Statewide, 83 percent of pastures were rated as poor or very poor by the National Agricultural Statistic Service, and an estimated 90 percent of the tree, shrub and pasture plantings through EQIP were expected to be a "complete failure" throughout the state, said federal sources.
The governor also set aside $2 million statewide for assistance to ranchers.
In Carroll County, cattle farmers were selling off whole herds as the "triple whammy" of high temperatures, lack of hay supplies to fall back on and rising feed prices took their toll, said Scott Fancher, county FSA director.
He said many farmers began feeding their cattle 100 percent chicken waste, as there was little to no forage.
More than 200 farmers had signed up for financial assistance by August, and in October, the county FSA office received $610,625 for the ECP, to be used for emergency livestock watering facilities.
In November, the county FSA office was authorized to make Noninsured Assistance Program payments for grazing losses. Those who had insured their acres would get $36.76 per acre.

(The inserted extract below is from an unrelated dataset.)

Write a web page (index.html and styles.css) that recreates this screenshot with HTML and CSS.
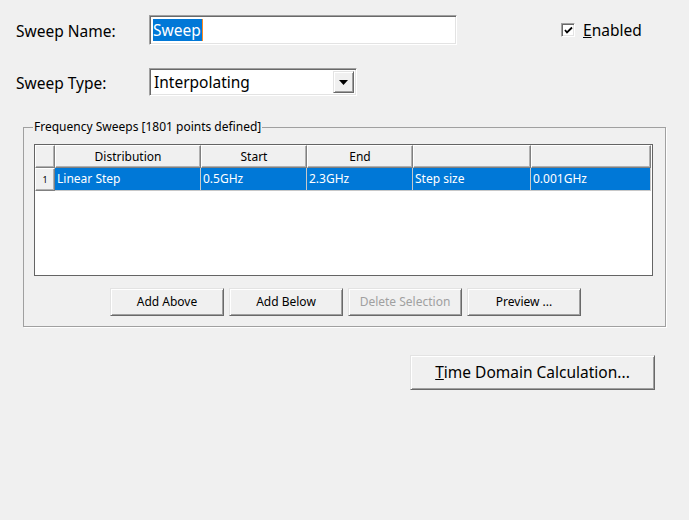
FILE: index.html
```html
<!DOCTYPE html>
<html>
<head>
<meta charset="utf-8">
<link rel="stylesheet" href="styles.css">
</head>
<body>
<div class="dialog">
  <div class="row row-name">
    <span class="label">Sweep Name:</span>
    <div class="edit"><span class="sel">Sweep</span><span class="caret"></span></div>
    <label class="check">
      <span class="box"><svg width="9" height="9" viewBox="0 0 9 9"><path d="M1 4 L3 6.5 L8 1.5" fill="none" stroke="#000" stroke-width="1.8"/></svg></span>
      <span class="check-text"><u>E</u>nabled</span>
    </label>
  </div>
  <div class="row row-type">
    <span class="label">Sweep Type:</span>
    <div class="combo">
      <span class="combo-text">Interpolating</span>
      <span class="drop"><svg width="9" height="5" viewBox="0 0 9 5"><path d="M0 0 H9 L4.5 5 Z" fill="#000"/></svg></span>
    </div>
  </div>
  <fieldset class="group">
    <legend>Frequency Sweeps [1801 points defined]</legend>
    <div class="grid">
      <div class="hdr corner"></div>
      <div class="hdr">Distribution</div>
      <div class="hdr">Start</div>
      <div class="hdr">End</div>
      <div class="hdr"></div>
      <div class="hdr"></div>
      <div class="rowhdr">1</div>
      <div class="cell">Linear Step</div>
      <div class="cell">0.5GHz</div>
      <div class="cell">2.3GHz</div>
      <div class="cell">Step size</div>
      <div class="cell">0.001GHz</div>
    </div>
    <div class="buttons">
      <button class="btn">Add Above</button>
      <button class="btn">Add Below</button>
      <button class="btn disabled">Delete Selection</button>
      <button class="btn">Preview ...</button>
    </div>
  </fieldset>
  <div class="bottom">
    <button class="btn big"><u>T</u>ime Domain Calculation...</button>
  </div>
</div>
</body>
</html>
```
FILE: styles.css
```css
html, body {
  margin: 0;
  padding: 0;
  background: #f0f0f0;
}
body {
  font-family: "Noto Sans", "Open Sans", sans-serif;
  color: #000;
  width: 689px;
  height: 520px;
  overflow: hidden;
}
.dialog {
  padding-top: 15px;
}
.row {
  display: flex;
  align-items: center;
}
.label {
  width: 149px;
  flex-shrink: 0;
  padding-left: 16px;
  font-size: 15.5px;
  box-sizing: border-box;
  position: relative;
  top: 1px;
}
.edit {
  width: 308px;
  height: 30px;
  box-sizing: border-box;
  background: #fff;
  border-top: 1px solid #a0a0a0;
  border-left: 1px solid #a0a0a0;
  border-right: 1px solid #fff;
  border-bottom: 1px solid #fff;
  box-shadow: inset 1px 1px 0 #696969, inset -1px -1px 0 #e3e3e3;
  display: flex;
  align-items: center;
  padding-left: 3px;
}
.sel {
  background: #0078d7;
  color: #fff;
  font-size: 15.5px;
  line-height: 22px;
  padding-right: 1px;
}
.caret {
  width: 1px;
  height: 22px;
  background: #ff8a20;
}
.check {
  margin-left: 104px;
  display: flex;
  align-items: center;
  gap: 8px;
  font-size: 15.5px;
}
.box {
  width: 14px;
  height: 14px;
  box-sizing: border-box;
  background: #fff;
  border-top: 1px solid #a0a0a0;
  border-left: 1px solid #a0a0a0;
  border-right: 1px solid #fff;
  border-bottom: 1px solid #fff;
  box-shadow: inset 1px 1px 0 #696969, inset -1px -1px 0 #e3e3e3;
  display: flex;
  align-items: center;
  justify-content: center;
}
.box svg { display: block; }
.row-type {
  margin-top: 23px;
}
.combo {
  width: 208px;
  height: 28px;
  box-sizing: border-box;
  background: #fff;
  border-top: 1px solid #a0a0a0;
  border-left: 1px solid #a0a0a0;
  border-right: 1px solid #fff;
  border-bottom: 1px solid #fff;
  box-shadow: inset 1px 1px 0 #696969, inset -1px -1px 0 #e3e3e3;
  display: flex;
  align-items: center;
  padding: 2px;
}
.combo-text {
  flex: 1;
  font-size: 15.5px;
  padding-left: 2px;
}
.drop {
  width: 21px;
  height: 22px;
  box-sizing: border-box;
  background: #f0f0f0;
  border-top: 1px solid #e3e3e3;
  border-left: 1px solid #e3e3e3;
  border-right: 1px solid #696969;
  border-bottom: 1px solid #696969;
  box-shadow: inset 1px 1px 0 #fff, inset -1px -1px 0 #a0a0a0;
  display: flex;
  align-items: center;
  justify-content: center;
}
.drop svg { display: block; }
.group {
  margin: 23px 0 0 23px;
  width: 643px;
  box-sizing: border-box;
  border: 1px solid #a0a0a0;
  box-shadow: 1px 1px 0 #fff;
  padding: 9px 12px 10px 10px;
}
.group legend {
  font-size: 12px;
  line-height: 16px;
  padding: 0 1px;
  margin-left: -1px;
}
.grid {
  display: grid;
  grid-template-columns: 20px 146px 106px 106px 118px 120px;
  grid-template-rows: 23px 23px;
  align-content: start;
  width: 619px;
  height: 132px;
  box-sizing: border-box;
  background: #fff;
  border: 1px solid #646464;
  font-size: 12px;
}
.hdr, .rowhdr {
  background: #f0f0f0;
  border-top: 1px solid #fff;
  border-left: 1px solid #fff;
  border-right: 1px solid #808080;
  border-bottom: 1px solid #808080;
  box-shadow: inset -1px -1px 0 #b0b0b0;
  display: flex;
  align-items: center;
  justify-content: center;
  box-sizing: border-box;
  padding-bottom: 1px;
}
.rowhdr {
  font-size: 9px;
  align-items: flex-start;
  padding-top: 4px;
}
.cell {
  background: #0078d7;
  color: #fff;
  border-right: 1px solid #c8c8c8;
  border-bottom: 1px solid #c8c8c8;
  display: flex;
  align-items: center;
  padding-left: 2px;
  padding-bottom: 1px;
  box-sizing: border-box;
}
.buttons {
  display: flex;
  justify-content: center;
  gap: 5px;
  margin-top: 12px;
  padding-left: 4px;
}
.btn {
  width: 114px;
  height: 28px;
  box-sizing: border-box;
  background: #f0f0f0;
  border-top: 1px solid #e3e3e3;
  border-left: 1px solid #e3e3e3;
  border-right: 1px solid #696969;
  border-bottom: 1px solid #696969;
  box-shadow: inset 1px 1px 0 #fff, inset -1px -1px 0 #a0a0a0;
  font-family: "Noto Sans", "Open Sans", sans-serif;
  font-size: 12px;
  color: #000;
  padding: 0 0 1px 0;
  margin: 0;
}
.btn.disabled {
  color: #a0a0a0;
}
.bottom {
  display: flex;
  justify-content: flex-end;
  margin-top: 28px;
  padding-right: 34px;
}
.btn.big {
  width: 245px;
  height: 35px;
  font-size: 15.5px;
}
```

Fancher's office issued $1.5 million in early November and expected to release a little more than $2.4 million altogether, based on 65,290 acres of insured grazing land in the county.
Kelly Bolinger, who handles loans at the FSA office, said the office has concentrated on giving operating loans at a lower interest rather than emergency loans, to help those who might not qualify for emergency loans.
"Another thing we've been doing is restructuring loans, so if a farmer had a payment due in November, we could restructure the loan to delay the payment so they could use that money to buy feed," she said.
Across the state, Arkansas cattle farmers sustained an estimated $128 million in losses from this year's drought.
Some farmers in the state who had been comparing the drought the one experienced in 1980 and in 1954 began comparing this drought to the Dust Bowl era of the 1930s.
"If not for the irrigation implemented since 1980, the picture would be much worse," said Brent Griffin, Prairie County Extension staff chairman.